A cursory reading of the Charter of Medina, divorced from any kind of larger context, will intoxicate us with its apparent tolerance. If we look more closely at the charter, a degree of sobriety begins to set in.
We should first of all note that the non-Muslims to whom protection and tolerance are extended by the charter are Jews, members of tribes such as the Awf, Najjar, Harith, Saida, and so on.[1]
It is not possible for the reader to regard the charter as extending, by analogy, the same protection to all non-Muslims. Only the People with a Revealed Scripture, ahl al-kitab, were considered a “protected people” (ahl al-dhimma) in traditional Islam. Muslims could marry their unconverted women, and consume meat slaughtered by them. Most important of all, they could practice their respective religions.[2] As the charter expresses it, “The Jews have their religion and the Muslims have theirs”.

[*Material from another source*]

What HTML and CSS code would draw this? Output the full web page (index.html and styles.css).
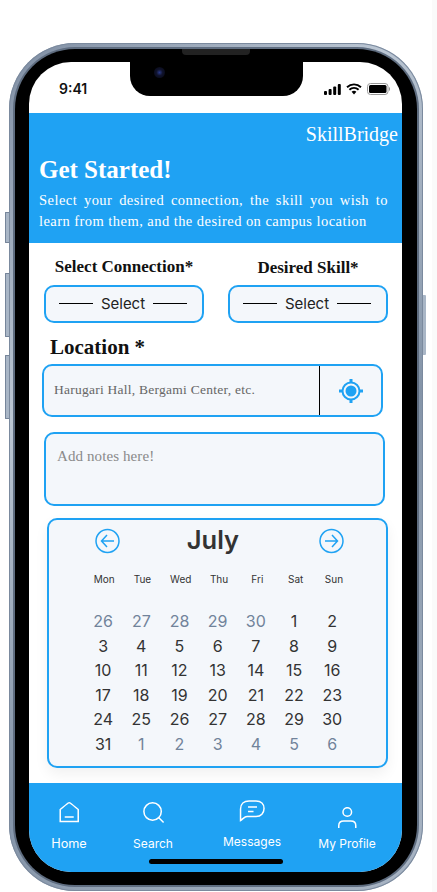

Civil and political rights
In return for the right to practise their religion, the ahl al-dhimma paid a poll-tax, jizya. The payment of the jizya by the ahl al-kitab is based on Sura At-Tawba:29 in the Quran, which stipulates that these people should be fought “until they pay the jizya out of hand, while being humiliated.”[3]
It is true that the ahl al-kitab were given rights, but these were hardly rights equal to those held by Muslims. In the first place, they did not have equal political rights. The Islamic state was a theocratic polity, ruled according to God’s revelation. Unbelievers, by definition, could not hold the highest office in the land or contribute to policy.
The ahl al-kitab who paid jizya were also clear as to the position they held in Muslim society: the jizya, and other stipulations, were there to show that while they were a protected people, they were also a subject people. Some of these conditions may be seen in another early Muslim document, the Pact of Umar, which is regarded as the standard agreement imposed by the Islamic state on the subject ahl al-kitab.[4]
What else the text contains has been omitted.